Sparkle, perhaps it would help to think of it this way. Religious take vows, which provide a holy counterpart to the sins that many people seek. The abuse of these things leads to sin:

Chastity… v. Sexual Immorality
Poverty…v. Love of Money
Obedience…v. Lust for Power

Religious are a living example that the pursuits of the world (money, sex, power) are not what we are to focus on, but rather it is the pursuit of God that should encompass our entire lives!

I also think that my signature quote from St. Augustine says the message that many need to hear:

Find out how much God has given you and from it take what you need; the remainder is needed by others. ~Saint Augustine

If we all were not so selfish and greedy (myself included :o ), then those in poverty around the world would be able to have what they need.

Well I hope that was helpful.
:blessyou:
 
‘That said, don’t you ever feel miserable or enslaved by your possessions?’

every time i move. 🙂

(by ‘move’, i mean change residences. just in case you misread it.)
 
The Nun’s Story was very popular when I was in high school, we all read it, because many of us wanted to become nuns and we thought it would help. Also I love Audrey Hepburn. Sister Luke in this book had a fundamental problem not with her vow of chastity but with her vow of obedience. The life she found herself living was not what she had envisioned when she entered religious life, and just because she could not understand the purpose of the disciplines and rules she worked under, and because the reality did not match her dream, she concluded she was not cut out to continue in her vocation.

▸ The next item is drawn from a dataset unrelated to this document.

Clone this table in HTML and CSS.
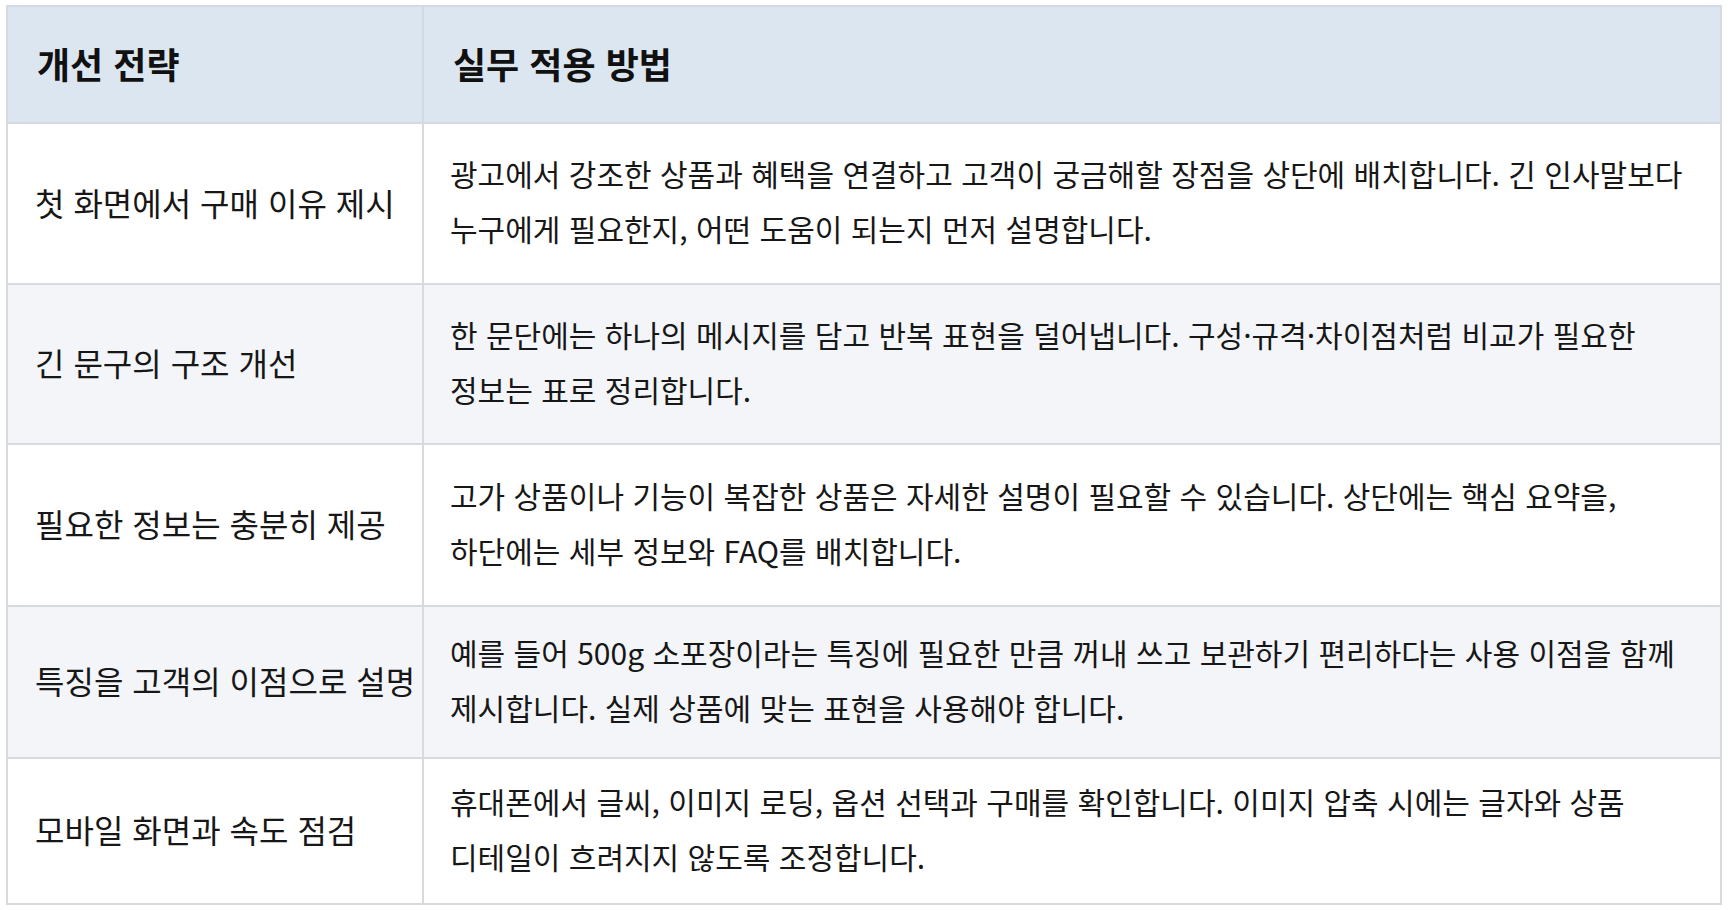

This book came out in the 50s and I think accurately portrays the thinking that was prevalent and let to the mass exodus of consecrated and ordained persons from their vocations in the 60s and 70s. The fundamental requirements of religious life, like today’s gospel reminds us, is renunciation of all claims that come before the claim of Christ himself, humility, obedience and taking up your cross. Lay people have the same difficulties in their vocations, which is why Catholics abandon their marriage vows in roughly the same proportion as non-Catholics.